Drones spotted flying 5 times higher than allowed across Oklahoma

Rouge drones endanger pilots, aircraft and people on the ground below. (KTUL)

It’s an airport for some of the most experienced pilots and some of the newest ones -- R.L. Jones near Riverside.

“This is where the training starts. The first lesson of our course is in the simulator,” said Ryan Goertzen, with Spartan Aviation.

Goertzen said the simulator helps prepare new pilots for all kinds of situations before they go airborne. One of those situations includes drones that are flying in their path illegally at altitudes strictly forbidden by the FAA.

Those rouge drones endanger pilots, aircraft and people on the ground below. It happens a lot.

Since September 2015, there have been at least five drones spotted near the airport, some flying hundreds of feet higher than they’re supposed to.

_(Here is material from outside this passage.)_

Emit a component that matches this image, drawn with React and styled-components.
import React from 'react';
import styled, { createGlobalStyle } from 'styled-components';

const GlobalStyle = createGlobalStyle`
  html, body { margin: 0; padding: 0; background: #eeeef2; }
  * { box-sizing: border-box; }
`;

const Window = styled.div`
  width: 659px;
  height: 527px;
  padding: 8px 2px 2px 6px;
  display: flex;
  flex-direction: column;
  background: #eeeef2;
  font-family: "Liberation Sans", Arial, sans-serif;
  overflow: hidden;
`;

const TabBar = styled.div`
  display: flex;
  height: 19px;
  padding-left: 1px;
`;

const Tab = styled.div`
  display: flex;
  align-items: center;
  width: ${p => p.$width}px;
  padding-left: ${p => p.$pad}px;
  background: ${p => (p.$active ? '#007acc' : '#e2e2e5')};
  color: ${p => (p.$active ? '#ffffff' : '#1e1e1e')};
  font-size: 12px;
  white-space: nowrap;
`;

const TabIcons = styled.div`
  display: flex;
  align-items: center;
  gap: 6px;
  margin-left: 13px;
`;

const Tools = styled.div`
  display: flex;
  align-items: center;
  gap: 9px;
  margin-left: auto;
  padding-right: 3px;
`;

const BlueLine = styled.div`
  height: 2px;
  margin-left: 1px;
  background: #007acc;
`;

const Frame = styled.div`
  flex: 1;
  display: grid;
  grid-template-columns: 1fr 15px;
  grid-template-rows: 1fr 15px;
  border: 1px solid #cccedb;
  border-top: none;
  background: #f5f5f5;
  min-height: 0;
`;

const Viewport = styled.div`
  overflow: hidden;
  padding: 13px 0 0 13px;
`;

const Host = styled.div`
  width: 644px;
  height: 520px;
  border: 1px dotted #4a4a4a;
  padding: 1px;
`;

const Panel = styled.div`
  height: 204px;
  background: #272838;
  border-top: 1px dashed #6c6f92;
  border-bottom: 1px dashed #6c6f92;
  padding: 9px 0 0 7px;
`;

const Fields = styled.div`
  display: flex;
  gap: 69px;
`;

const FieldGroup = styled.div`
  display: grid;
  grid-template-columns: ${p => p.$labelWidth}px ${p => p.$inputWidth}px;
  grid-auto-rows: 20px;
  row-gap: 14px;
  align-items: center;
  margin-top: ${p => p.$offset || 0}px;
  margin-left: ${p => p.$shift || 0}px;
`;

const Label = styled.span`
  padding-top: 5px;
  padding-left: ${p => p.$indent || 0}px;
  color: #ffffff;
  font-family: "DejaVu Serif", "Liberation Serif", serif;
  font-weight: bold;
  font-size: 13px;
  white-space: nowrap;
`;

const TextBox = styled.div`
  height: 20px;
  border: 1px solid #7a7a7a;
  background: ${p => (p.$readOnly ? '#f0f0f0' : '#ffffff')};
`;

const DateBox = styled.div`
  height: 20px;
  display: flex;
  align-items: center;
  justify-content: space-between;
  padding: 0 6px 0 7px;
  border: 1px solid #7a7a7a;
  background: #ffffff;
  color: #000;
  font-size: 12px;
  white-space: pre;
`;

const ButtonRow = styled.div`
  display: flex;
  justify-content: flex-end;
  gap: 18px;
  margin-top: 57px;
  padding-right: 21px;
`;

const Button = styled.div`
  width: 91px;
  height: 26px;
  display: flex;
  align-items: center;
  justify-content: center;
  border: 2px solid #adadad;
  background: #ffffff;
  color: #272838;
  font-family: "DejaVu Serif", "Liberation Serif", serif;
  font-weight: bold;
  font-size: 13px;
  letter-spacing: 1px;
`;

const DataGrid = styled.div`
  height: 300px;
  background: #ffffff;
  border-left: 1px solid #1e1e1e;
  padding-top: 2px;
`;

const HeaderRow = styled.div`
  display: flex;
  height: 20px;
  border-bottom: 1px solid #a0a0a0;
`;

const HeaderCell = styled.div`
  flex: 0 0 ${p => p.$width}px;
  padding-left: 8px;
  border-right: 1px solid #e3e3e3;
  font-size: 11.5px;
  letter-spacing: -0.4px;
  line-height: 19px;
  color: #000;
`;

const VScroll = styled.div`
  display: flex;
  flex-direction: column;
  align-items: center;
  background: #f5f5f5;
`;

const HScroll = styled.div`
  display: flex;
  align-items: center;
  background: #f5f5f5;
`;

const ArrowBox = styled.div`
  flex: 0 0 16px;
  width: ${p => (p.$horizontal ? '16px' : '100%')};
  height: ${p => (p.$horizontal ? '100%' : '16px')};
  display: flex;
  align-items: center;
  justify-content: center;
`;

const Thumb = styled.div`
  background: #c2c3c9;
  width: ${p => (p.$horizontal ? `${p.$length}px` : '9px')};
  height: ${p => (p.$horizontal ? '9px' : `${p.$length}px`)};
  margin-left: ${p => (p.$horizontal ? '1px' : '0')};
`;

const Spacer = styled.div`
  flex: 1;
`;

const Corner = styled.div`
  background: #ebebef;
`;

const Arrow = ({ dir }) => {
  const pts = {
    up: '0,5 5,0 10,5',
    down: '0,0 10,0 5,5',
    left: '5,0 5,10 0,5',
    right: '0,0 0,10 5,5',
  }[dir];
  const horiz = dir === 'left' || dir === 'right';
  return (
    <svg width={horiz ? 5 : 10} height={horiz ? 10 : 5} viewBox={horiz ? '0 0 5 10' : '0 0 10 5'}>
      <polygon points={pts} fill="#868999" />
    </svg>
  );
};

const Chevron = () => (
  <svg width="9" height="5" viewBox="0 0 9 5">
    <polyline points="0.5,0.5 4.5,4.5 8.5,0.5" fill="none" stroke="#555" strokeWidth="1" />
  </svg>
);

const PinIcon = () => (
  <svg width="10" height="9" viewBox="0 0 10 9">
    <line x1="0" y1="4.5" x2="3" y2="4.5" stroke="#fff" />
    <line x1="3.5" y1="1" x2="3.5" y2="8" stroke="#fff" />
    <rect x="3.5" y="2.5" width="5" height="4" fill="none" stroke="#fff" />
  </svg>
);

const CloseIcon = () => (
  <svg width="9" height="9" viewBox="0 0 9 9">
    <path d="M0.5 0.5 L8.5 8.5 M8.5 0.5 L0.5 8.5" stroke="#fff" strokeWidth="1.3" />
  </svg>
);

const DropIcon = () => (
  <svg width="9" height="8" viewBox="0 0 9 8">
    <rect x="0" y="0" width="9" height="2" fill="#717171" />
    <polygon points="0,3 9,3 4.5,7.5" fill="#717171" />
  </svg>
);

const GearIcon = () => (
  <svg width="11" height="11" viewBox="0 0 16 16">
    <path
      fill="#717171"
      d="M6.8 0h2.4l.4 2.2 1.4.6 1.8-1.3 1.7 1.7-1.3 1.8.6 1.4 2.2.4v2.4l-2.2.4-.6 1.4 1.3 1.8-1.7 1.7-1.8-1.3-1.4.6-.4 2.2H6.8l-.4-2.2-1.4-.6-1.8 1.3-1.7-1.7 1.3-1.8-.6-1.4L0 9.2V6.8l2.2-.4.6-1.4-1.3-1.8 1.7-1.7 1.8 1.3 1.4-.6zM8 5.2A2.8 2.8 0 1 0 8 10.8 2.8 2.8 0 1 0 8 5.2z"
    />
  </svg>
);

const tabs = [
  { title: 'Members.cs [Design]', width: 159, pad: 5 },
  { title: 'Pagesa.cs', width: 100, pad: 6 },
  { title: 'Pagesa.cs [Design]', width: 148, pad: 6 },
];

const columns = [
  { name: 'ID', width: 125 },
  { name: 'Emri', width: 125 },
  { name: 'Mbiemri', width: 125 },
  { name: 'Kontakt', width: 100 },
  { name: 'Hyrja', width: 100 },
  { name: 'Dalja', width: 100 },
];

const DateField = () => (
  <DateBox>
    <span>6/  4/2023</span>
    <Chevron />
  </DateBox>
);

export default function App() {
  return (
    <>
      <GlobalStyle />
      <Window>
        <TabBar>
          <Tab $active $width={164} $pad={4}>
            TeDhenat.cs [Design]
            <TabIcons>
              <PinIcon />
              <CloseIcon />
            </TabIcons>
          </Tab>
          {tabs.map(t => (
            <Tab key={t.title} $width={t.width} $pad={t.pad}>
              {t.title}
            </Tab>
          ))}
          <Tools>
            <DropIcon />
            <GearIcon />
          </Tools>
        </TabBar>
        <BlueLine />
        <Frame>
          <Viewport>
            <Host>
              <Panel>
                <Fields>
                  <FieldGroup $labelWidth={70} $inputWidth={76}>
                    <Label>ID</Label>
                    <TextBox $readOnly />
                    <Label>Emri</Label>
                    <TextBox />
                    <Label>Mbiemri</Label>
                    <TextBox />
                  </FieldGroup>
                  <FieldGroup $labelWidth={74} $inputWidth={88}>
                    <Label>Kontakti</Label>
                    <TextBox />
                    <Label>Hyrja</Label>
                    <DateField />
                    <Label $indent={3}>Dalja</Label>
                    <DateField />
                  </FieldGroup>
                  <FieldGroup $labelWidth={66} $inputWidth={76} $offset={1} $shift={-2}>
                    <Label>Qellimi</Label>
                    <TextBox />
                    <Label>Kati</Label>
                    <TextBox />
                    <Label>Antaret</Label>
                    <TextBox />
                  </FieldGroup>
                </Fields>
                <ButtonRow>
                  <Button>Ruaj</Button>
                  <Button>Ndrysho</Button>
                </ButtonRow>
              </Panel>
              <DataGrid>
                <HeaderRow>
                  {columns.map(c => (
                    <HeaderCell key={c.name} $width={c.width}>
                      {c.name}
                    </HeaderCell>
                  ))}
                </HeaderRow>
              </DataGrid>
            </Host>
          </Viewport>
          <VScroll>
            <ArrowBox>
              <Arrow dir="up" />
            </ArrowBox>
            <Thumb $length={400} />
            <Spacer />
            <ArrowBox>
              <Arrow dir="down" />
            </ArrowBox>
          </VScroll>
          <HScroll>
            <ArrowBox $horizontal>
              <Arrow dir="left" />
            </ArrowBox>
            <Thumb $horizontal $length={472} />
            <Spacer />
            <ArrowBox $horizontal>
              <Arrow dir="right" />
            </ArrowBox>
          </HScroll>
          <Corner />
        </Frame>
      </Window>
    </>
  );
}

“It does not take much to cause an airplane to crash and a drone is plenty big enough,” said Goertzen.

Just how high are drones supposed to fly? The max is 400 feet from where the pilot is standing. Now, there are new reports of drones in Tulsa flying five times higher than that. Where those drones have been spotted is right at the altitude where all the flight training has been going on.

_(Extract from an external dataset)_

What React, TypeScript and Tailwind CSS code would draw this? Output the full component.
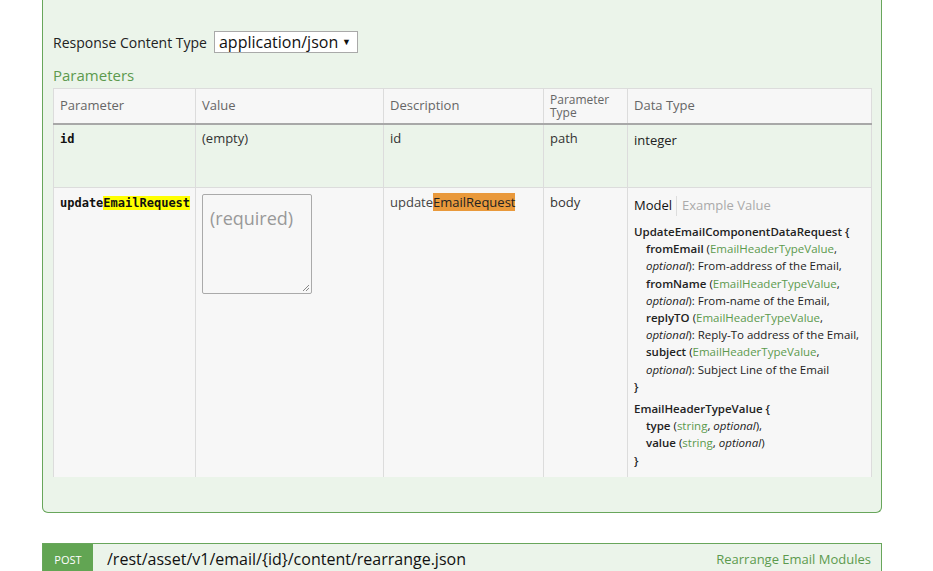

“It’s thousands and thousands of airplanes that are using this same airspace,” said Goertzen. “The last thing that pilot things to see if a drone.”

It’s not just happening in Tulsa but all over Oklahoma. Drones have been spotted flying anywhere from 3,000 to 5,000 feet high. That’s high enough to start being a major threat to commercial aircraft as well as private planes.

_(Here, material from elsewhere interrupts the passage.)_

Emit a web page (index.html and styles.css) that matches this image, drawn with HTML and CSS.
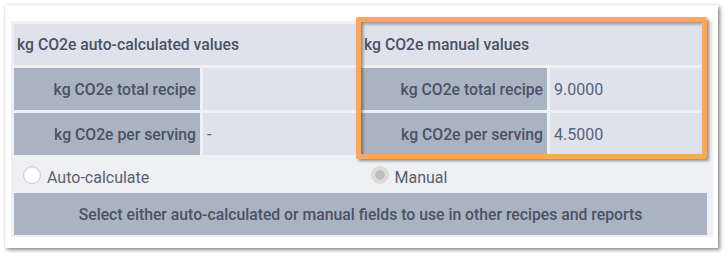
FILE: index.html
```html
<!DOCTYPE html>
<html lang="en">
<head>
    <meta charset="UTF-8">
    <meta name="viewport" content="width=device-width, initial-scale=1.0">
    <title>kg CO2e values</title>
<link rel="stylesheet" href="styles.css">
</head>
<body>

    <div class="card">
        <div class="panel">
            <div class="co2-grid">
                <div class="cell head">kg CO2e auto-calculated values</div>
                <div class="cell head">kg CO2e manual values</div>

                <div class="cell label">kg CO2e total recipe</div>
                <div class="cell value"></div>
                <div class="cell label">kg CO2e total recipe</div>
                <div class="cell value">9.0000</div>

                <div class="cell label">kg CO2e per serving</div>
                <div class="cell value">-</div>
                <div class="cell label">kg CO2e per serving</div>
                <div class="cell value">4.5000</div>
            </div>

            <div class="radio-row">
                <label class="radio-opt">
                    <span class="radio"></span>
                    <span class="radio-text">Auto-calculate</span>
                </label>
                <label class="radio-opt manual">
                    <span class="radio checked"></span>
                    <span class="radio-text">Manual</span>
                </label>
            </div>

            <div class="note-bar">Select either auto-calculated or manual fields to use in other recipes and reports</div>
        </div>

        <!-- highlight round the manual values -->
        <div class="highlight"></div>
    </div>

</body>
</html>
```

FILE: styles.css
```css
/* Reset */
* {
    padding: 0;
    margin: 0;
    box-sizing: border-box;
}

body {
    font-family: Roboto, "Liberation Sans", Arial, sans-serif;
    background-color: #fff;
    color: #4b5264;
}

/* White card with drop shadow */
.card {
    position: relative;
    margin: 5px;
    width: 713px;
    height: 243px;
    padding: 16px 5px 0 6px;
    background-color: #fff;
    box-shadow: 2px 2px 4px rgba(0, 0, 0, 0.45), 0 0 2px rgba(0, 0, 0, 0.12);
}

.panel {
    width: 702px;
    height: 216px;
    padding: 3px 6px 2px 3px;
    background-color: #eff0f4;
}

/* Value table */
.co2-grid {
    display: grid;
    grid-template-columns: 186px 155px 186px 157px;
    grid-template-rows: 41px 42px 42px;
    gap: 3px;
}

.cell {
    display: flex;
    align-items: center;
    font-size: 15.75px;
}

.head {
    grid-column: span 2;
    padding-left: 3px;
    font-weight: 500;
    background-color: #dfe2ea;
}

.label {
    justify-content: flex-end;
    padding-right: 4px;
    font-weight: 500;
    background-color: #aab3c2;
}

.value {
    padding-left: 4px;
    font-size: 16px;
    color: #56617a;
    background-color: #dfe2ea;
}

/* Radio buttons */
.radio-row {
    display: flex;
    height: 38px;
    align-items: center;
}

.radio-opt {
    display: flex;
    align-items: center;
    gap: 6px;
    width: 347px;
    padding-left: 9px;
    padding-top: 2px;
    font-size: 16px;
    color: #59606e;
}

.radio-opt.manual {
    padding-left: 10px;
}

.radio-text {
    padding-top: 5px;
}

.radio {
    width: 18px;
    height: 18px;
    border-radius: 50%;
    border: 1px solid #c9cbd0;
    background-color: #fff;
    box-shadow: inset 0 1px 2px rgba(0, 0, 0, 0.08);
}

.radio.checked {
    border: 3px solid #dcdcdc;
    background-color: #bdbdbd;
    box-shadow: inset 0 0 0 1px #ebebeb;
}

/* Bottom note */
.note-bar {
    display: flex;
    align-items: center;
    justify-content: center;
    height: 42px;
    font-size: 15.75px;
    font-weight: 500;
    background-color: #aab3c2;
}

/* Orange annotation box */
.highlight {
    position: absolute;
    left: 351px;
    top: 12px;
    width: 351px;
    height: 142px;
    border: 5px solid #f9a85e;
    border-radius: 2px;
    filter: drop-shadow(2px 2px 1.5px rgba(60, 60, 60, 0.55));
}
```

Todd Ruffin, with Midwest Drone Productions, said the rogue drones don’t just threaten his business, they’re reckless and a stupid menace that could get people killed.

“We don’t know what’s going to happen if one of these contacts an aircraft, may nothing, maybe a lot,” said Ruffin.

Ruffin said he rarely takes his drone up to 400 feet for jobs.

“The problem with the industry now is nobody’s regulating it. The FAA is issuing all these rules for drone pilots to follow, but they’re not enforcing them,” said Ruffin.

Back at Jones, for even the most experienced pilot if a drone pops up out of nowhere it’s already too late.

“If it hit the propeller, or goes through the windshield, if it hit both my pilots they’re not living or at least not managing to get the airplane on the ground,” said Goertzen.

The FAA is currently evaluating new technology that would help detect drones near airports. Right now, the FAA is working at the Dallas Fort Worth airport with Texas A&M to test the technology that could help airplane pilots detect drones.